> [THE TASK]: Look through the data below and return each line where "React" appears.

> [DATA LINES]:

■ ■ ■ ■

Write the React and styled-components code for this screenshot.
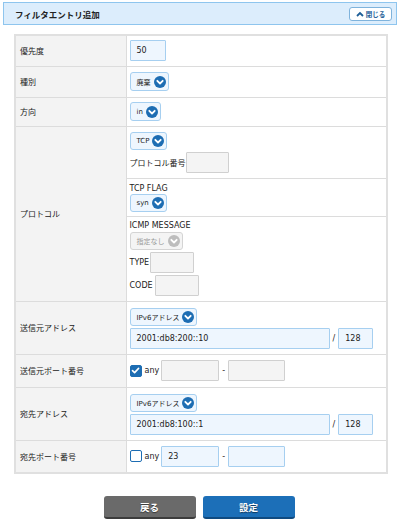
import React from 'react'
import styled, { createGlobalStyle } from 'styled-components'

const GlobalStyle = createGlobalStyle`
  body {
    margin: 0;
    background: #fff;
    font-family: "DejaVu Sans", "Noto Sans CJK JP", sans-serif;
    color: #222;
  }
`

const Page = styled.div`
  width: 400px;
  padding: 2px 3px 0 3px;
  box-sizing: border-box;
`

const Header = styled.div`
  height: 23px;
  box-sizing: border-box;
  border: 1px solid #8ec5ee;
  background: #dcedfc;
  display: flex;
  align-items: center;
  justify-content: space-between;
  padding: 0 4px 0 11px;
`

const Title = styled.h1`
  margin: 0;
  font-size: 8.5px;
  font-weight: bold;
  color: #222;
`

const CloseButton = styled.button`
  width: 43px;
  height: 14px;
  box-sizing: border-box;
  border: 1px solid #7fb3dc;
  border-radius: 3px;
  background: #fff;
  color: #1e5f98;
  font-family: inherit;
  font-size: 6.5px;
  font-weight: bold;
  display: flex;
  align-items: center;
  justify-content: center;
  gap: 2px;
  padding: 0;
`

const Table = styled.table`
  margin: 9px 9px 0 11px;
  width: 374px;
  border-collapse: collapse;
  border: 2px solid #e0e0e0;
  font-size: 8px;
`

const Label = styled.th`
  width: 111px;
  background: #f3f3f3;
  border: 1px solid #dcdcdc;
  text-align: left;
  font-weight: normal;
  color: #222;
  padding: 0 4px;
  height: ${p => p.$h || 30}px;
  box-sizing: border-box;
`

const Value = styled.td`
  border: 1px solid #dcdcdc;
  padding: ${p => (p.$flush ? '0' : '3px 3px')};
  vertical-align: middle;
`

const Sub = styled.div`
  padding: ${p => p.$pad || '5px 3px'};
  border-top: ${p => (p.$first ? 'none' : '1px solid #dcdcdc')};
  display: flex;
  flex-direction: column;
  align-items: flex-start;
  gap: ${p => p.$gap || 2}px;
`

const Line = styled.div`
  display: flex;
  align-items: center;
`

const Caption = styled.span`
  font-size: 8px;
  color: #222;
  margin-right: ${p => p.$mr || 0}px;
`

const Field = styled.div`
  width: ${p => p.$w}px;
  height: 21px;
  box-sizing: border-box;
  border: 1px solid ${p => (p.$off ? '#d0d0d0' : '#a6cff0')};
  background: ${p => (p.$off ? '#f4f4f4' : '#eef6fe')};
  border-radius: 1px;
  display: flex;
  align-items: center;
  padding-left: 6px;
  font-size: 8px;
  color: #222;
`

const Select = styled.div`
  display: inline-flex;
  align-items: center;
  gap: 3px;
  height: ${p => p.$h || 18}px;
  box-sizing: border-box;
  padding: 0 2px 0 6px;
  border: 1px solid ${p => (p.$off ? '#d4d4d4' : '#a6cff0')};
  background: ${p => (p.$off ? '#f4f4f4' : '#eef6fe')};
  border-radius: 3px;
  font-size: 7px;
  color: ${p => (p.$off ? '#999' : '#222')};
`

const Slash = styled.span`
  font-size: 8px;
  margin: 0 3px;
`

const Dash = styled.span`
  font-size: 8px;
  margin: 0 3px;
`

const Check = styled.span`
  width: 12px;
  height: 12px;
  box-sizing: border-box;
  border-radius: 2px;
  border: 1.5px solid #1d6db3;
  background: ${p => (p.$on ? '#1d6db3' : '#fff')};
  display: inline-flex;
  align-items: center;
  justify-content: center;
  margin-right: 3px;
`

const Actions = styled.div`
  display: flex;
  justify-content: center;
  gap: 7px;
  margin-top: 22px;
  padding-right: 2px;
`

const ActionButton = styled.button`
  width: 92px;
  height: 23px;
  border: none;
  border-radius: 3px;
  border-bottom: 2px solid ${p => (p.$primary ? '#0f4a80' : '#3c3c3c')};
  background: ${p => (p.$primary ? '#1c6fb8' : '#6a6a6a')};
  color: #fff;
  font-family: inherit;
  font-size: 9.5px;
  font-weight: bold;
  text-shadow: 0 1px 1px rgba(0, 0, 0, 0.5);
`

const Chevron = ({ off }) => (
  <svg width="12" height="12" viewBox="0 0 12 12">
    <circle cx="6" cy="6" r="6" fill={off ? '#bdbdbd' : '#1d6db3'} />
    <path d="M3.3 4.8 L6 7.5 L8.7 4.8" fill="none" stroke="#fff" strokeWidth="1.8" strokeLinecap="round" strokeLinejoin="round" />
  </svg>
)

const Dropdown = ({ children, off, h }) => (
  <Select $off={off} $h={h}>
    {children}
    <Chevron off={off} />
  </Select>
)

const Tick = () => (
  <svg width="9" height="9" viewBox="0 0 9 9">
    <path d="M1.5 4.6 L3.6 6.6 L7.6 2.4" fill="none" stroke="#fff" strokeWidth="1.6" strokeLinecap="round" strokeLinejoin="round" />
  </svg>
)

export default function App() {
  return (
    <Page>
      <GlobalStyle />
      <Header>
        <Title>フィルタエントリ追加</Title>
        <CloseButton>
          <svg width="8" height="6" viewBox="0 0 8 6">
            <path d="M1 5 L4 2 L7 5" fill="none" stroke="#1e5f98" strokeWidth="1.8" />
          </svg>
          閉じる
        </CloseButton>
      </Header>

      <Table>
        <tbody>
          <tr>
            <Label $h={31}>優先度</Label>
            <Value><Field $w={36}>50</Field></Value>
          </tr>
          <tr>
            <Label $h={31}>種別</Label>
            <Value><Dropdown h={19}>廃棄</Dropdown></Value>
          </tr>
          <tr>
            <Label $h={29}>方向</Label>
            <Value><Dropdown h={19}>in</Dropdown></Value>
          </tr>
          <tr>
            <Label>プロトコル</Label>
            <Value $flush>
              <Sub $first $pad="5px 3px 5px 3px">
                <Dropdown>TCP</Dropdown>
                <Line>
                  <Caption>プロトコル番号</Caption>
                  <Field $w={43} $off />
                </Line>
              </Sub>
              <Sub $pad="5px 3px 4px 3px" $gap={1}>
                <Caption>TCP FLAG</Caption>
                <Dropdown>syn</Dropdown>
              </Sub>
              <Sub $pad="4px 3px 5px 3px" $gap={2}>
                <Caption>ICMP MESSAGE</Caption>
                <Dropdown off>指定なし</Dropdown>
                <Line>
                  <Caption $mr={1}>TYPE</Caption>
                  <Field $w={44} $off />
                </Line>
                <Line>
                  <Caption $mr={2}>CODE</Caption>
                  <Field $w={44} $off />
                </Line>
              </Sub>
            </Value>
          </tr>
          <tr>
            <Label>送信元アドレス</Label>
            <Value>
              <Sub $first $pad="3px 0 2px 0" $gap={2}>
                <Dropdown>IPv6アドレス</Dropdown>
                <Line>
                  <Field $w={200}>2001:db8:200::10</Field>
                  <Slash>/</Slash>
                  <Field $w={35}>128</Field>
                </Line>
              </Sub>
            </Value>
          </tr>
          <tr>
            <Label $h={33}>送信元ポート番号</Label>
            <Value>
              <Line>
                <Check $on><Tick /></Check>
                <Caption $mr={2}>any</Caption>
                <Field $w={58} $off />
                <Dash>-</Dash>
                <Field $w={57} $off />
              </Line>
            </Value>
          </tr>
          <tr>
            <Label>宛先アドレス</Label>
            <Value>
              <Sub $first $pad="3px 0 2px 0" $gap={2}>
                <Dropdown>IPv6アドレス</Dropdown>
                <Line>
                  <Field $w={200}>2001:db8:100::1</Field>
                  <Slash>/</Slash>
                  <Field $w={35}>128</Field>
                </Line>
              </Sub>
            </Value>
          </tr>
          <tr>
            <Label $h={33}>宛先ポート番号</Label>
            <Value>
              <Line>
                <Check />
                <Caption $mr={2}>any</Caption>
                <Field $w={58}>23</Field>
                <Dash>-</Dash>
                <Field $w={57} />
              </Line>
            </Value>
          </tr>
        </tbody>
      </Table>

      <Actions>
        <ActionButton>戻る</ActionButton>
        <ActionButton $primary>設定</ActionButton>
      </Actions>
    </Page>
  )
}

■ ■ ■ ■

> [OUTPUT OF THE TASK]:
Write the React and styled-components code for this screenshot.
import React from 'react'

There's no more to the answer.